Task: Print all of the lines exactly. Any picture among them stays out.
+++ Given material
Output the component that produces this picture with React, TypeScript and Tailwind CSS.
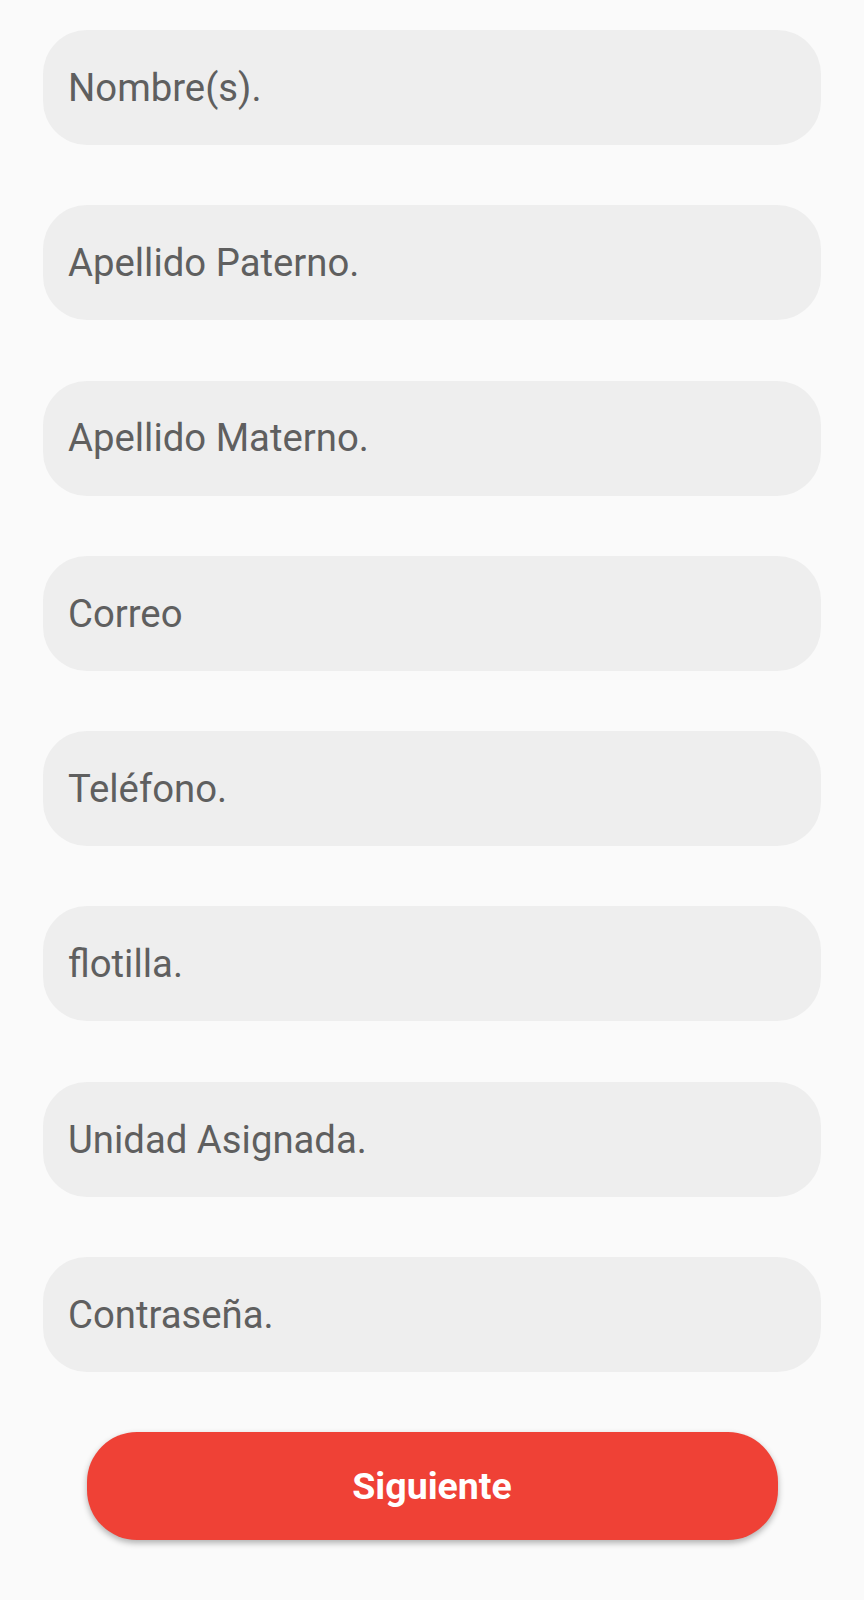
const fields = [
  "Nombre(s).",
  "Apellido Paterno.",
  "Apellido Materno.",
  "Correo",
  "Teléfono.",
  "flotilla.",
  "Unidad Asignada.",
  "Contraseña.",
]

export default function App() {
  return (
    <div className="min-h-[1600px] w-full bg-[#fafafa] font-['Roboto','Liberation_Sans',sans-serif]">
      <form className="flex flex-col gap-[60.3px] px-[43px] pt-[30px]" onSubmit={(e) => e.preventDefault()}>
        {fields.map((label) => (
          <div
            key={label}
            className="flex h-[115px] items-center rounded-[44px] bg-[#eeeeee] pl-[25px] text-[38.3px] text-[#5f5f5f]"
          >
            {label}
          </div>
        ))}
        <div className="flex justify-center">
          <button
            type="submit"
            className="h-[108px] w-[691px] rounded-[50px] bg-[#ef4136] text-[37.5px] font-bold text-white shadow-[0_3px_6px_rgba(0,0,0,0.3)]"
          >
            Siguiente
          </button>
        </div>
      </form>
    </div>
  )
}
++++++
The reply:
Output the component that produces this picture with React, TypeScript and Tailwind CSS.
const fields = [
  "Nombre(s).",
  "Apellido Paterno.",
  "Apellido Materno.",
  "Correo",
  "Teléfono.",
  "flotilla.",
  "Unidad Asignada.",
  "Contraseña.",
]

export default function App() {
  return (
    <div className="min-h-[1600px] w-full bg-[#fafafa] font-['Roboto','Liberation_Sans',sans-serif]">
      <form className="flex flex-col gap-[60.3px] px-[43px] pt-[30px]" onSubmit={(e) => e.preventDefault()}>
        {fields.map((label) => (
          <div
            key={label}
            className="flex h-[115px] items-center rounded-[44px] bg-[#eeeeee] pl-[25px] text-[38.3px] text-[#5f5f5f]"
          >
            {label}
          </div>
        ))}
        <div className="flex justify-center">
          <button
            type="submit"
            className="h-[108px] w-[691px] rounded-[50px] bg-[#ef4136] text-[37.5px] font-bold text-white shadow-[0_3px_6px_rgba(0,0,0,0.3)]"
          >
            Siguiente
          </button>
        </div>
      </form>
    </div>
  )
}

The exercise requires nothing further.